WHAT YOU SHOULD DO:
Without the pictures, repeat the listing character for character.

* start *

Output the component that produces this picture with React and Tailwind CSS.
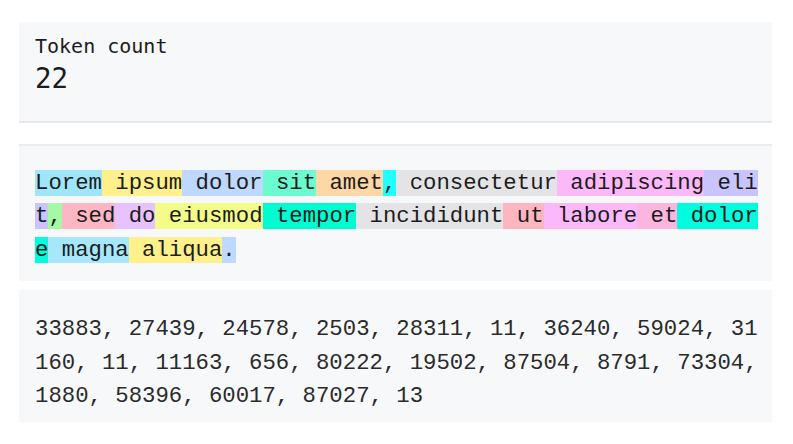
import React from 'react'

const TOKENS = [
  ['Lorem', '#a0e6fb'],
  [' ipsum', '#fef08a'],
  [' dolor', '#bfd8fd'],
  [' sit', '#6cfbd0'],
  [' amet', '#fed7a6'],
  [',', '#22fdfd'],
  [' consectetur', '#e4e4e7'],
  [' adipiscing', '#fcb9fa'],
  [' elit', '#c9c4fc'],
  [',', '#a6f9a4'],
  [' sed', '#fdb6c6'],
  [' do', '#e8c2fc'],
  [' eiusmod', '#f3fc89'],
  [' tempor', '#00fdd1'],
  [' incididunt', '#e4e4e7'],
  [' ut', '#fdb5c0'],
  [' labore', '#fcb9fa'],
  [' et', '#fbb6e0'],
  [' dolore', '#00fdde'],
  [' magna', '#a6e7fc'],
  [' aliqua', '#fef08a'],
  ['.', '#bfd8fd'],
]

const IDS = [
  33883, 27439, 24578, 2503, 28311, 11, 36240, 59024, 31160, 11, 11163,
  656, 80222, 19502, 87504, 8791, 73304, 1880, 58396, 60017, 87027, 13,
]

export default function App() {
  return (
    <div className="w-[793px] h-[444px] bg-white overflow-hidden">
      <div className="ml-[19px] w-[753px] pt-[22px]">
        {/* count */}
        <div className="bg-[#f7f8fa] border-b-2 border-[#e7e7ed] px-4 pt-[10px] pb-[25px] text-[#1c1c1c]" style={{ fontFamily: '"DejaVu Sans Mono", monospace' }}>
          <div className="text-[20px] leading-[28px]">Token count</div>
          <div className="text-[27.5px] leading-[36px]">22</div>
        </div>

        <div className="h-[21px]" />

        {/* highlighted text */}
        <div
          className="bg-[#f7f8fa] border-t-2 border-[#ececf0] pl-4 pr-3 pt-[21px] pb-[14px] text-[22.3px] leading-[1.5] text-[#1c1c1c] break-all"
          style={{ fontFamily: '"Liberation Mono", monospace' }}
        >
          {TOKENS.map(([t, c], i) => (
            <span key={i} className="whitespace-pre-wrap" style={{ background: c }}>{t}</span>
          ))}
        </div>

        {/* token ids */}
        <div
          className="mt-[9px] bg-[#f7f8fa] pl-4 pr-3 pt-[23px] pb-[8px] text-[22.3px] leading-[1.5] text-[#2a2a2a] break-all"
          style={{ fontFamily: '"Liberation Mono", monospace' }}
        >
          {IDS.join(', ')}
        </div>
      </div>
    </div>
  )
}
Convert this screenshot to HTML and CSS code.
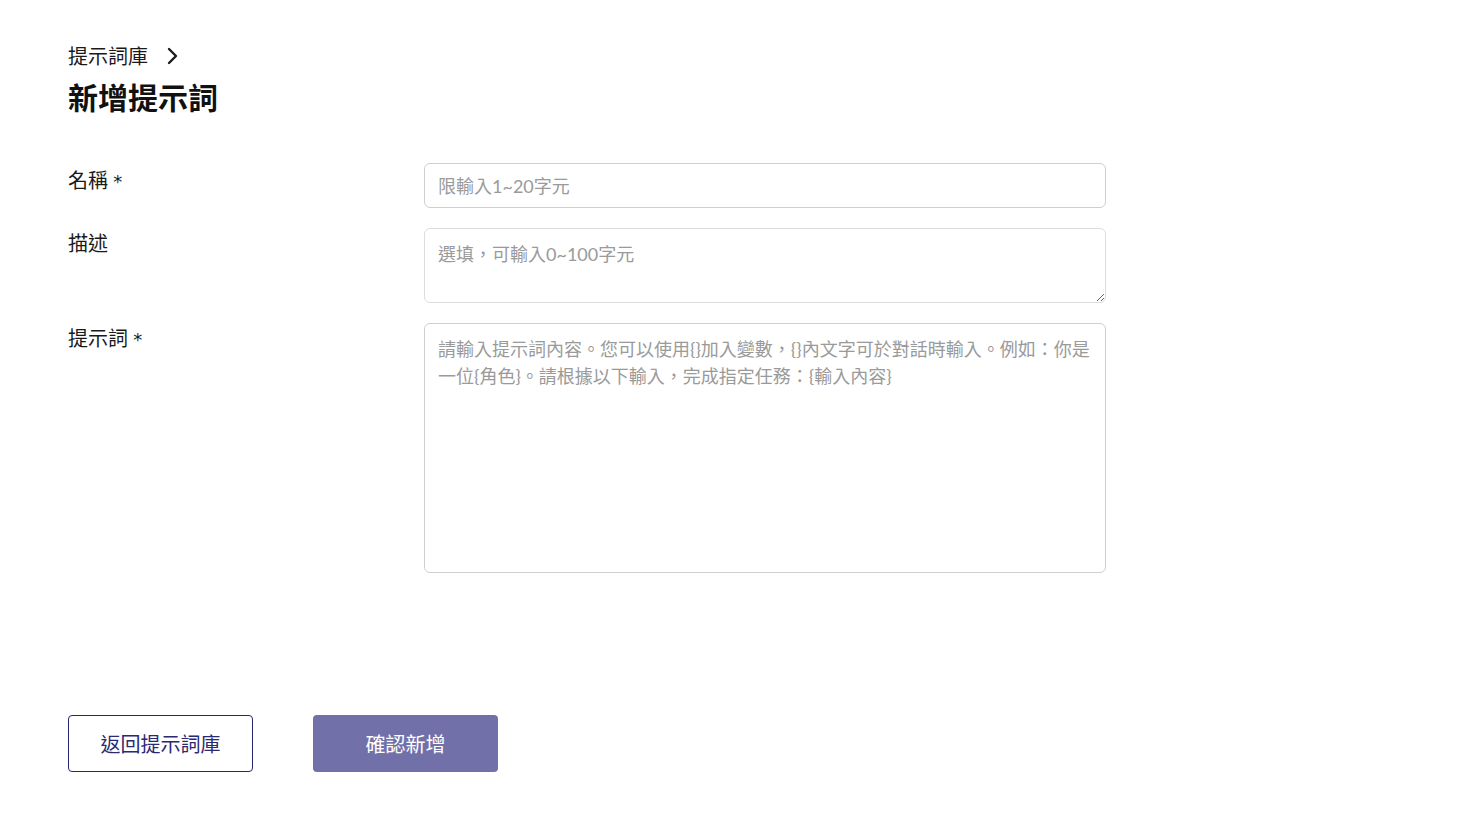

* end *

RESULT OF THIS TASK:
Output the component that produces this picture with React and Tailwind CSS.
import React from 'react'

const TOKENS = [
  ['Lorem', '#a0e6fb'],
  [' ipsum', '#fef08a'],
  [' dolor', '#bfd8fd'],
  [' sit', '#6cfbd0'],
  [' amet', '#fed7a6'],
  [',', '#22fdfd'],
  [' consectetur', '#e4e4e7'],
  [' adipiscing', '#fcb9fa'],
  [' elit', '#c9c4fc'],
  [',', '#a6f9a4'],
  [' sed', '#fdb6c6'],
  [' do', '#e8c2fc'],
  [' eiusmod', '#f3fc89'],
  [' tempor', '#00fdd1'],
  [' incididunt', '#e4e4e7'],
  [' ut', '#fdb5c0'],
  [' labore', '#fcb9fa'],
  [' et', '#fbb6e0'],
  [' dolore', '#00fdde'],
  [' magna', '#a6e7fc'],
  [' aliqua', '#fef08a'],
  ['.', '#bfd8fd'],
]

const IDS = [
  33883, 27439, 24578, 2503, 28311, 11, 36240, 59024, 31160, 11, 11163,
  656, 80222, 19502, 87504, 8791, 73304, 1880, 58396, 60017, 87027, 13,
]

export default function App() {
  return (
    <div className="w-[793px] h-[444px] bg-white overflow-hidden">
      <div className="ml-[19px] w-[753px] pt-[22px]">
        {/* count */}
        <div className="bg-[#f7f8fa] border-b-2 border-[#e7e7ed] px-4 pt-[10px] pb-[25px] text-[#1c1c1c]" style={{ fontFamily: '"DejaVu Sans Mono", monospace' }}>
          <div className="text-[20px] leading-[28px]">Token count</div>
          <div className="text-[27.5px] leading-[36px]">22</div>
        </div>

        <div className="h-[21px]" />

        {/* highlighted text */}
        <div
          className="bg-[#f7f8fa] border-t-2 border-[#ececf0] pl-4 pr-3 pt-[21px] pb-[14px] text-[22.3px] leading-[1.5] text-[#1c1c1c] break-all"
          style={{ fontFamily: '"Liberation Mono", monospace' }}
        >
          {TOKENS.map(([t, c], i) => (
            <span key={i} className="whitespace-pre-wrap" style={{ background: c }}>{t}</span>
          ))}
        </div>

        {/* token ids */}
        <div
          className="mt-[9px] bg-[#f7f8fa] pl-4 pr-3 pt-[23px] pb-[8px] text-[22.3px] leading-[1.5] text-[#2a2a2a] break-all"
          style={{ fontFamily: '"Liberation Mono", monospace' }}
        >
          {IDS.join(', ')}
        </div>
      </div>
    </div>
  )
}
Convert this screenshot to HTML and CSS code.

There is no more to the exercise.